Anyone have the answer to LONG traction devices???



Thanks in advance!



Ed
 
the length will dictate traction by how much of the vehicles weight will be lifted by torque of the rear axles desire to twist. there is a science to it. I'll look for the exact formula in my chassis builders book somewhere.
 
5-7' long and you are good to go. Just make sure they are tough enough in diameter in wall size.

With a 5 foot bar I wouldnt go smaller than 1. 5" od, with 6' no smaller than 1. 75" you get my drift?
 
5-7' long and you are good to go. Just make sure they are tough enough in diameter in wall size.

With a 5 foot bar I wouldnt go smaller than 1. 5" od, with 6' no smaller than 1. 75" you get my drift?





What Justin said, but make sure you have good wall thickness the system I fabbed up for the ole BigBadDodge was just over 6' constructed of 2" DOM with 1" wall thickness for pics follow the link below.



Suspension



BBD
 
Back when I did my research for traction bars, lots of pullers had been using lsfarm's bars and were very satisfied with them. Thats what I ended up going with and was very surprised at how short they were.

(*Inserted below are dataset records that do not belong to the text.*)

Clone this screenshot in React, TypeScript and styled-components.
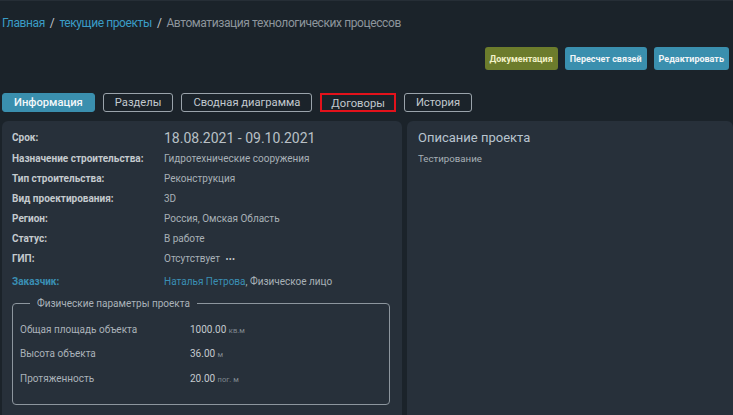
import styled, { createGlobalStyle } from 'styled-components';

const GlobalStyle = createGlobalStyle`
	html, body {
		margin: 0;
		padding: 0;
		background: #1b232a;
		font-family: Roboto, 'Noto Sans', sans-serif;
	}
	* {
		box-sizing: border-box;
	}
`;

const info = [
	{ label: 'Назначение строительства:', value: 'Гидротехнические сооружения' },
	{ label: 'Тип строительства:', value: 'Реконструкция' },
	{ label: 'Вид проектирования:', value: '3D' },
	{ label: 'Регион:', value: 'Россия, Омская Область' },
	{ label: 'Статус:', value: 'В работе' },
];

const params = [
	{ label: 'Общая площадь объекта', value: '1000.00', unit: 'кв.м' },
	{ label: 'Высота объекта', value: '36.00', unit: 'м' },
	{ label: 'Протяженность', value: '20.00', unit: 'пог. м' },
];

const tabs = ['Информация', 'Разделы', 'Сводная диаграмма', 'Договоры', 'История'];

export default function App() {
	return (
		<Page>
			<GlobalStyle />
			<Breadcrumbs>
				<Crumb>Главная</Crumb>
				<Sep>/</Sep>
				<Crumb>текущие проекты</Crumb>
				<Sep>/</Sep>
				<Current>Автоматизация технологических процессов</Current>
			</Breadcrumbs>
			<Actions>
				<ActionButton $variant='olive'>Документация</ActionButton>
				<ActionButton>Пересчет связей</ActionButton>
				<ActionButton>Редактировать</ActionButton>
			</Actions>
			<Tabs>
				{tabs.map((t, i) => (
					<Tab key={t} $active={i === 0} $marked={t === 'Договоры'}>
						{t}
					</Tab>
				))}
			</Tabs>
			<Content>
				<Panel>
					<InfoGrid>
						<Label $first>Срок:</Label>
						<Term>18.08.2021 - 09.10.2021</Term>
						{info.map((row) => (
							<Row key={row.label}>
								<Label>{row.label}</Label>
								<Value>{row.value}</Value>
							</Row>
						))}
						<Row>
							<Label $tall>ГИП:</Label>
							<Value $tall>
								Отсутствует <Dots>•••</Dots>
							</Value>
						</Row>
						<Row>
							<Label $link>Заказчик:</Label>
							<Value>
								<Link>Наталья Петрова</Link>, Физическое лицо
							</Value>
						</Row>
					</InfoGrid>
					<ParamsBox>
						<Legend>Физические параметры проекта</Legend>
						{params.map((p) => (
							<ParamRow key={p.label}>
								<ParamLabel>{p.label}</ParamLabel>
								<ParamValue>
									{p.value} <Unit>{p.unit}</Unit>
								</ParamValue>
							</ParamRow>
						))}
					</ParamsBox>
				</Panel>
				<Panel>
					<DescTitle>Описание проекта</DescTitle>
					<DescText>Тестирование</DescText>
				</Panel>
			</Content>
		</Page>
	);
}

const Page = styled.div`
	width: 733px;
	height: 415px;
	overflow: hidden;
	background: #1b232a;
	border-top: 1px solid #262e36;
	padding: 0 0 0 2px;
	display: flex;
	flex-direction: column;
`;

const Breadcrumbs = styled.div`
	display: flex;
	align-items: center;
	gap: 5px;
	height: 15px;
	margin-top: 15px;
	font-size: 12px;
	letter-spacing: -0.4px;
	line-height: 15px;
`;

const Crumb = styled.span`
	color: #3a9cc6;
`;

const Sep = styled.span`
	color: #c3c8cc;
`;

const Current = styled.span`
	color: #8d959c;
`;

const Actions = styled.div`
	display: flex;
	justify-content: flex-end;
	gap: 7px;
	padding-right: 4px;
	margin-top: 16px;
`;

const ActionButton = styled.button<{ $variant?: 'olive' }>`
	height: 23px;
	padding: 0 5px;
	border: none;
	border-radius: 3px;
	font-family: Roboto, sans-serif;
	font-size: 9px;
	font-weight: 700;
	background: ${({ $variant }) => ($variant === 'olive' ? '#6c7c2c' : '#3a8fae')};
	color: ${({ $variant }) => ($variant === 'olive' ? '#f2f2c8' : '#f2f6f8')};
`;

const Tabs = styled.div`
	display: flex;
	gap: 8px;
	margin-top: 23px;
`;

const Tab = styled.button<{ $active?: boolean; $marked?: boolean }>`
	height: 19px;
	padding: 0 ${({ $marked }) => ($marked ? '9px' : '11px')};
	font-family: Roboto, sans-serif;
	font-size: 11.2px;
	line-height: 17px;
	font-weight: ${({ $active }) => ($active ? 500 : 400)};
	background: ${({ $active }) => ($active ? '#3a8fae' : 'transparent')};
	color: ${({ $active }) => ($active ? '#f4f7f9' : '#c2c9cf')};
	border: ${({ $active, $marked }) =>
		$active ? '1px solid #3a8fae' : $marked ? '2px solid #e3121b' : '1px solid #9aa3ab'};
	border-radius: ${({ $marked }) => ($marked ? '0' : '3px')};
`;

const Content = styled.div`
	display: grid;
	grid-template-columns: 400px 1fr;
	gap: 5px;
	margin-top: 9px;
	flex: 1;
`;

const Panel = styled.div`
	background: #27303a;
	border-radius: 6px 6px 0 0;
	padding: 7px 10px 0;
`;

const InfoGrid = styled.div`
	display: grid;
	grid-template-columns: 152px 1fr;
	align-items: center;
`;

const Row = styled.div`
	display: contents;
`;

const Label = styled.div<{ $link?: boolean; $first?: boolean; $tall?: boolean }>`
	font-size: 10px;
	font-weight: 700;
	height: ${({ $first, $tall }) => ($first ? '21px' : $tall ? '23px' : '20px')};
	line-height: 20px;
	color: ${({ $link }) => ($link ? '#3a8fb4' : '#c4cace')};
`;

const Term = styled.div`
	font-size: 14px;
	color: #b9c0c6;
	height: 21px;
	line-height: 21px;
`;

const Value = styled.div<{ $tall?: boolean }>`
	font-size: 10px;
	color: #a8b0b7;
	height: ${({ $tall }) => ($tall ? '23px' : '20px')};
	line-height: 20px;
	white-space: nowrap;
`;

const Dots = styled.span`
	font-size: 9px;
	letter-spacing: 0.2px;
	color: #c4cace;
	margin-left: 3px;
`;

const Link = styled.span`
	color: #3a8fb4;
`;

const ParamsBox = styled.fieldset`
	margin: 6px 0 0 0;
	width: 378px;
	height: 107px;
	border: 1px solid #8d969e;
	border-radius: 4px;
	padding: 8px 7px 0;
`;

const Legend = styled.legend`
	font-size: 10px;
	color: #aab2b9;
	padding: 0 7px;
	margin-left: 10px;
`;

const ParamRow = styled.div`
	display: grid;
	grid-template-columns: 170px 1fr;
	height: 24.5px;
	align-items: center;
`;

const ParamLabel = styled.div`
	font-size: 10px;
	color: #aab2b9;
`;

const ParamValue = styled.div`
	font-size: 10px;
	color: #c4cace;
`;

const Unit = styled.span`
	font-size: 7.5px;
	color: #7f888f;
`;

const DescTitle = styled.div`
	font-size: 13px;
	color: #b8c4cf;
	line-height: 16px;
	margin-top: 2px;
	margin-left: 1px;
`;

const DescText = styled.div`
	font-size: 9.7px;
	color: #a8b0b7;
	margin-top: 7px;
	margin-left: 1px;
`;
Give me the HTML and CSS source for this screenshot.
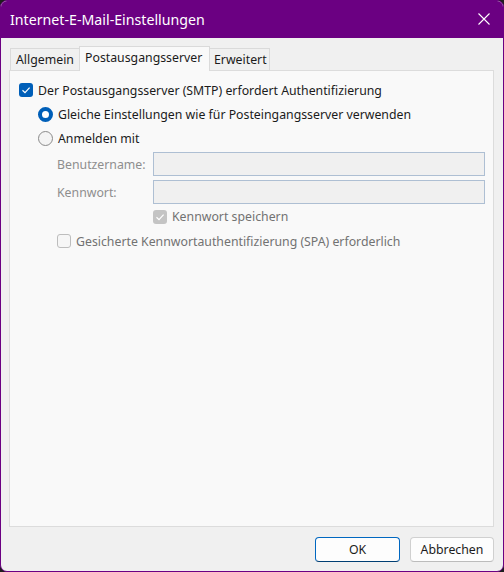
FILE: index.html
```html
<!DOCTYPE html>
<html lang="de">
<head>
<meta charset="utf-8">
<title>Internet-E-Mail-Einstellungen</title>
<link rel="stylesheet" href="styles.css">
</head>
<body>
<div class="window">
  <div class="titlebar">
    <span class="title">Internet-E-Mail-Einstellungen</span>
    <svg class="close" width="12" height="12" viewBox="0 0 12 12"><path d="M0.5 0.5 L11.5 11.5 M11.5 0.5 L0.5 11.5" stroke="#fff" stroke-width="1.1" fill="none"/></svg>
  </div>
  <div class="content">
    <div class="tabs">
      <div class="tab tab-a">Allgemein</div>
      <div class="tab tab-b active">Postausgangsserver</div>
      <div class="tab tab-c">Erweitert</div>
    </div>
    <div class="panel">
      <div class="row row-top">
        <span class="cb checked"><svg width="14" height="14" viewBox="0 0 14 14"><path d="M3.5 7.2 L6 9.6 L10.6 4.6" stroke="#fff" stroke-width="1.2" fill="none"/></svg></span>
        <span class="label">Der Postausgangsserver (SMTP) erfordert Authentifizierung</span>
      </div>
      <div class="row indent1">
        <span class="radio on"></span>
        <span class="label">Gleiche Einstellungen wie für Posteingangsserver verwenden</span>
      </div>
      <div class="row indent1">
        <span class="radio"></span>
        <span class="label">Anmelden mit</span>
      </div>
      <div class="field first">
        <span class="flabel">Benutzername:</span>
        <span class="input"></span>
      </div>
      <div class="field">
        <span class="flabel">Kennwort:</span>
        <span class="input"></span>
      </div>
      <div class="row indent3">
        <span class="cb dis-checked"><svg width="14" height="14" viewBox="0 0 14 14"><path d="M3.5 7.2 L6 9.6 L10.6 4.6" stroke="#fff" stroke-width="1.2" fill="none"/></svg></span>
        <span class="label dim">Kennwort speichern</span>
      </div>
      <div class="row indent2">
        <span class="cb empty"></span>
        <span class="label dim">Gesicherte Kennwortauthentifizierung (SPA) erforderlich</span>
      </div>
    </div>
    <div class="buttons">
      <button class="btn primary">OK</button>
      <button class="btn">Abbrechen</button>
    </div>
  </div>
</div>
</body>
</html>
```

FILE: styles.css
```css
* { box-sizing: border-box; }
html, body {
  margin: 0;
  padding: 0;
  background: #1e1e1e;
}
body {
  font-family: "Noto Sans", "Open Sans", sans-serif;
  font-size: 12.3px;
  color: #1b1b1b;
}
.window {
  width: 504px;
  height: 572px;
  border: 1px solid #6b0082;
  border-radius: 7px;
  background: #f0f0f0;
  overflow: hidden;
  display: flex;
  flex-direction: column;
}
.titlebar {
  height: 37px;
  background: #6b0082;
  color: #fff;
  display: flex;
  align-items: center;
  padding: 0 13px 0 9px;
  flex: none;
}
.title {
  font-size: 14.2px;
  flex: 1;
  padding-bottom: 1px;
}
.close { display: block; margin-bottom: 1px; }
.content {
  flex: 1;
  display: flex;
  flex-direction: column;
  padding: 8px 9px 9px 8px;
}
.tabs {
  display: flex;
  align-items: flex-end;
  height: 24px;
  padding-left: 1px;
}
.tab {
  height: 22px;
  border: 1px solid #dadada;
  border-bottom: none;
  background: #f0f0f0;
  display: flex;
  align-items: center;
  padding-left: 5px;
  padding-bottom: 1px;
  white-space: nowrap;
}
.tab-a { width: 69px; border-right: none; }
.tab-b { width: 131px; }
.tab-c { width: 60px; border-left: none; padding-left: 4px; }
.tab.active {
  height: 25px;
  background: #f9f9f9;
  margin-bottom: -1px;
  position: relative;
  z-index: 1;
  padding-left: 5px;
  padding-bottom: 3px;
}
.panel {
  flex: 1;
  border: 1px solid #dcdcdc;
  background: #f9f9f9;
  padding: 7px 0 0 9px;
}
.row {
  height: 24px;
  display: flex;
  align-items: center;
}
.indent1 { padding-left: 19px; }
.indent2 { padding-left: 38px; }
.indent3 { padding-left: 134px; height: 25px; }
.label { padding-left: 5px; white-space: nowrap; }
.dim { color: #727272; }
.cb {
  width: 14px;
  height: 14px;
  border-radius: 3px;
  flex: none;
  display: block;
}
.cb svg { display: block; }
.cb.checked { background: #005fb8; }
.cb.dis-checked { background: #c4c4c4; }
.cb.empty { border: 1px solid #bdbdbd; background: #f6f6f6; }
.radio {
  width: 15px;
  height: 15px;
  border-radius: 50%;
  border: 1px solid #8a8a8a;
  background: #f4f4f4;
  flex: none;
}
.radio.on {
  border: 4px solid #005fb8;
  background: #fff;
}
.field {
  height: 24px;
  display: flex;
  align-items: center;
  margin-top: 4px;
  padding-left: 38px;
}
.field.first { margin-top: 2px; }
.flabel {
  width: 96px;
  color: #8e8e8e;
  flex: none;
}
.input {
  width: 332px;
  height: 24px;
  border: 1px solid #aebfd3;
  background: #f0f0f0;
  display: block;
}
.buttons {
  display: flex;
  justify-content: flex-end;
  gap: 10px;
  padding-top: 10px;
}
.btn {
  font-family: inherit;
  font-size: 12.3px;
  color: #1b1b1b;
  width: 85px;
  height: 25px;
  background: #fdfdfd;
  border: 1px solid #d0d0d0;
  border-bottom-color: #bcbcbc;
  border-radius: 4px;
  padding: 0;
}
.btn.primary {
  border: 1px solid #0067c0;
  border-bottom-color: #003e73;
}
.btn + .btn { width: 84px; }
```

They are DOM tubing and very heavy. I don't recall what the specs were, I'll have to see if I can find them.
 
yea he did---mine are 1. 75 x . 25 wall DOM and are 8' long... ... ... ...







don't do pipe no matter what schedule... ..... chris
 
I did 2" DOM with . 25 walls. They are around 96" long, they work great and my truck doesn't seem to have the body flex that a lot of the trucks display when they go down the track.
 
I did 2" DOM with . 25 walls. They are around 96" long, they work great and my truck doesn't seem to have the body flex that a lot of the trucks display when they go down the track.





This is a post from a little while ago but just wondering if you can go over board on length/wall thickness?



I just got done putting mine on the truck today and from end to end they are 114" long (9 1/2'). I made them out of 2 5/8" Dom with 1/2" wall thick ness. My truck has a wheel base of 172" (14" longer than a quad-cab long box Dodge) so I think I am right inline with the length but just want some opionons. I wanted them long because this truck has enough flex to do crazy things (Doing a burnout you can see where both tires spun, then the drivers rear set of duals actually lifts off the road for 50' and then touches back down and the patch contionues) I thought my Posi was out of the rear end the first time I saw the patch!